## Dataset content
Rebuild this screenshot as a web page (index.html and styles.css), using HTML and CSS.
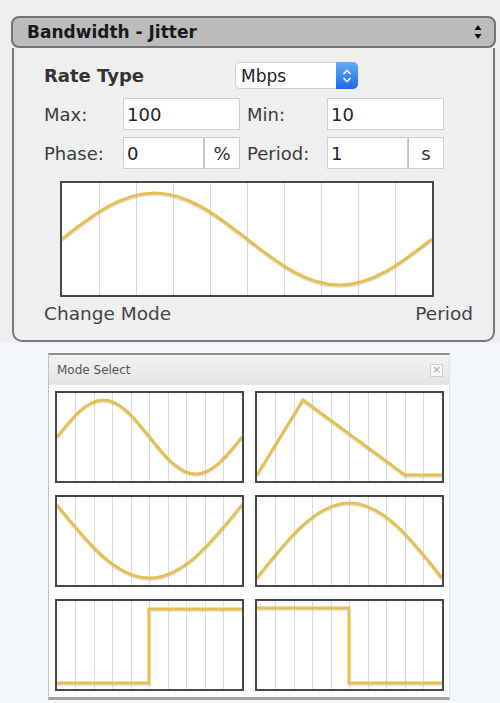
FILE: index.html
```html
<!DOCTYPE html>
<html>
<head>
<meta charset="utf-8">
<link rel="stylesheet" href="styles.css">
</head>
<body>
<div class="top">
  <div class="panel">
    <div class="head">
      <span class="head-title">Bandwidth - Jitter</span>
      <svg class="head-arrows" width="8" height="14" viewBox="0 0 8 14"><path d="M4,0L7.5,5H0.5Z M4,14L7.5,9H0.5Z" fill="#111"/></svg>
    </div>
    <div class="body">
      <div class="rate-row">
        <span class="label bold rate-label">Rate Type</span>
        <div class="select">
          <span class="select-text">Mbps</span>
          <span class="select-btn">
            <svg width="10" height="16" viewBox="0 0 10 16"><path d="M1.5,6L5,2.5L8.5,6 M1.5,10L5,13.5L8.5,10" fill="none" stroke="#fff" stroke-width="1.6"/></svg>
          </span>
        </div>
      </div>
      <div class="field-row first">
        <span class="label lab-a">Max:</span>
        <div class="input wide">100</div>
        <span class="label lab-b">Min:</span>
        <div class="input wide">10</div>
      </div>
      <div class="field-row">
        <span class="label lab-a">Phase:</span>
        <div class="input narrow">0</div><div class="unit">%</div>
        <span class="label lab-b">Period:</span>
        <div class="input narrow">1</div><div class="unit">s</div>
      </div>
      <svg class="main-chart" width="370" height="112" viewBox="0 0 370 112">
        <path d="M37.5,0V112M74.5,0V112M111.5,0V112M148.5,0V112M185.5,0V112M222.5,0V112M259.5,0V112M296.5,0V112M333.5,0V112" stroke="#d6d6d6" stroke-width="1"/>
        <path d="M0,56 C30.2,32.4 59,10 92.5,10 C126,10 154.8,32.4 185,56 C215.2,79.6 244,102 277.5,102 C311,102 339.8,79.6 370,56" fill="none" stroke="rgba(110,90,30,0.18)" stroke-width="3" transform="translate(0,1.5)"/>
        <path d="M0,56 C30.2,32.4 59,10 92.5,10 C126,10 154.8,32.4 185,56 C215.2,79.6 244,102 277.5,102 C311,102 339.8,79.6 370,56" fill="none" stroke="#e3bf55" stroke-width="3"/>
      </svg>
      <div class="foot">
        <span>Change Mode</span>
        <span>Period</span>
      </div>
    </div>
  </div>
</div>
<div class="bottom">
  <div class="dialog">
    <div class="dlg-title">
      <span>Mode Select</span>
      <span class="close">×</span>
    </div>
    <div class="grid">
      <svg class="mini" width="185" height="88" viewBox="0 0 185 88">
        <path class="g" d="M18.5,0V88M37.5,0V88M55.5,0V88M74.5,0V88M92.5,0V88M111.5,0V88M129.5,0V88M148.5,0V88M166.5,0V88"/>
        <path class="sh" d="M0,44 C15.1,25 29.5,7 46.25,7 C63,7 77.4,25 92.5,44 C107.6,63 122,81 138.75,81 C155.5,81 169.9,63 185,44"/>
        <path class="c" d="M0,44 C15.1,25 29.5,7 46.25,7 C63,7 77.4,25 92.5,44 C107.6,63 122,81 138.75,81 C155.5,81 169.9,63 185,44"/>
      </svg>
      <svg class="mini" width="185" height="88" viewBox="0 0 185 88">
        <path class="g" d="M18.5,0V88M37.5,0V88M55.5,0V88M74.5,0V88M92.5,0V88M111.5,0V88M129.5,0V88M148.5,0V88M166.5,0V88"/>
        <path class="sh" d="M0,82 L46,7 L148,82 L185,82"/>
        <path class="c" d="M0,82 L46,7 L148,82 L185,82"/>
      </svg>
      <svg class="mini" width="185" height="88" viewBox="0 0 185 88">
        <path class="g" d="M18.5,0V88M37.5,0V88M55.5,0V88M74.5,0V88M92.5,0V88M111.5,0V88M129.5,0V88M148.5,0V88M166.5,0V88"/>
        <path class="sh" d="M0,8 C30.2,45.4 59,81 92.5,81 C126,81 154.8,45.4 185,8"/>
        <path class="c" d="M0,8 C30.2,45.4 59,81 92.5,81 C126,81 154.8,45.4 185,8"/>
      </svg>
      <svg class="mini" width="185" height="88" viewBox="0 0 185 88">
        <path class="g" d="M18.5,0V88M37.5,0V88M55.5,0V88M74.5,0V88M92.5,0V88M111.5,0V88M129.5,0V88M148.5,0V88M166.5,0V88"/>
        <path class="sh" d="M0,81 C30.2,42.6 59,6 92.5,6 C126,6 154.8,42.6 185,81"/>
        <path class="c" d="M0,81 C30.2,42.6 59,6 92.5,6 C126,6 154.8,42.6 185,81"/>
      </svg>
      <svg class="mini" width="185" height="88" viewBox="0 0 185 88">
        <path class="g" d="M18.5,0V88M37.5,0V88M55.5,0V88M74.5,0V88M92.5,0V88M111.5,0V88M129.5,0V88M148.5,0V88M166.5,0V88"/>
        <path class="sh" d="M0,82 H92 V8 H185"/>
        <path class="c" d="M0,82 H92 V8 H185"/>
      </svg>
      <svg class="mini" width="185" height="88" viewBox="0 0 185 88">
        <path class="g" d="M18.5,0V88M37.5,0V88M55.5,0V88M74.5,0V88M92.5,0V88M111.5,0V88M129.5,0V88M148.5,0V88M166.5,0V88"/>
        <path class="sh" d="M0,7 H92 V82 H185"/>
        <path class="c" d="M0,7 H92 V82 H185"/>
      </svg>
    </div>
  </div>
</div>
</body>
</html>
```
FILE: styles.css
```css
html, body {
  margin: 0;
  padding: 0;
}
body {
  width: 500px;
  height: 703px;
  overflow: hidden;
  background: #f3f6fa;
  font-family: "DejaVu Sans", Verdana, sans-serif;
  color: #333;
}
.top {
  background: #eeeff1;
  padding: 16px 4px 1px 11px;
}
.panel {
  width: 485px;
}
.head {
  box-sizing: border-box;
  height: 32px;
  background: #bcbcbc;
  border: 2px solid #737373;
  border-radius: 8px;
  display: flex;
  align-items: center;
  justify-content: space-between;
  padding: 0 12px 0 14px;
}
.head-title {
  font-weight: bold;
  font-size: 17px;
  color: #1a1a1a;
}
.head-arrows {
  display: block;
}
.body {
  box-sizing: border-box;
  height: 294px;
  margin: 0 1px 0 1px;
  background: #efefef;
  border: 2px solid #7a7a7a;
  border-top: none;
  border-radius: 0 0 10px 10px;
  padding: 14px 20px 0 30px;
}
.label {
  font-size: 18px;
  color: #3d3d3d;
}
.bold {
  font-weight: bold;
  color: #333;
}
.rate-row {
  display: flex;
  align-items: center;
  height: 27px;
}
.rate-label {
  width: 191px;
}
.select {
  box-sizing: border-box;
  width: 123px;
  height: 27px;
  background: #fff;
  border: 1px solid #cdcdcd;
  border-radius: 5px;
  display: flex;
  align-items: stretch;
  justify-content: space-between;
}
.select-text {
  font-size: 17px;
  color: #222;
  padding-left: 5px;
  display: flex;
  align-items: center;
}
.select-btn {
  width: 22px;
  margin: -1px -1px -1px 0;
  border-radius: 0 5px 5px 0;
  background: linear-gradient(#62acf9, #1c6ce6);
  display: flex;
  align-items: center;
  justify-content: center;
}
.select-btn svg {
  display: block;
}
.field-row {
  display: flex;
  align-items: center;
  height: 32px;
  margin-top: 7px;
}
.field-row.first {
  margin-top: 9px;
}
.lab-a {
  width: 79px;
}
.lab-b {
  width: 80px;
  padding-left: 7px;
}
.input {
  box-sizing: border-box;
  height: 32px;
  background: #fff;
  border: 1px solid #cfcfcf;
  font-size: 18px;
  color: #222;
  padding-left: 3px;
  display: flex;
  align-items: center;
}
.wide {
  width: 117px;
}
.narrow {
  width: 81px;
}
.unit {
  box-sizing: border-box;
  width: 36px;
  height: 32px;
  background: #fff;
  border: 1px solid #cfcfcf;
  border-left: 1px solid #c4c4c4;
  font-size: 18px;
  color: #333;
  display: flex;
  align-items: center;
  justify-content: center;
}
.main-chart {
  display: block;
  margin: 12px 0 0 16px;
  background: #fff;
  border: 2px solid #474747;
}
.foot {
  display: flex;
  justify-content: space-between;
  margin-top: 6px;
  font-size: 18.5px;
  color: #444;
  line-height: 22px;
}
.bottom {
  padding: 10px 50px 0 48px;
}
.dialog {
  box-sizing: border-box;
  width: 402px;
  background: #fdfdfd;
  border-top: 2px solid #8f8f8f;
  border-left: 1px solid #c2c2c2;
  border-right: 1px solid #e2e2e2;
  border-bottom: 3px solid #a3a3a3;
}
.dlg-title {
  height: 30px;
  background: linear-gradient(#f2f2f2, #e3e3e3);
  display: flex;
  align-items: center;
  justify-content: space-between;
  padding: 0 6px 0 8px;
  font-size: 12px;
  color: #555;
}
.close {
  box-sizing: border-box;
  width: 13px;
  height: 13px;
  border: 1px solid #cfcfcf;
  background: #f7f7f7;
  color: #aaa;
  font-size: 11px;
  line-height: 10px;
  text-align: center;
}
.grid {
  display: grid;
  grid-template-columns: 189px 189px;
  column-gap: 11px;
  row-gap: 12px;
  padding: 6px 5px 6px 6px;
}
.mini {
  display: block;
  background: #fff;
  border: 2px solid #474747;
}
.g {
  stroke: #dadada;
  stroke-width: 1;
  fill: none;
}
.c {
  fill: none;
  stroke: #e3bf55;
  stroke-width: 3;
}
.sh {
  fill: none;
  stroke: rgba(110, 90, 30, 0.16);
  stroke-width: 3;
  transform: translate(0, 1.5px);
}
```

## Set exercise
Identify every line holding the word "index" and copy it out.

## Result for this exercise
Rebuild this screenshot as a web page (index.html and styles.css), using HTML and CSS.
FILE: index.html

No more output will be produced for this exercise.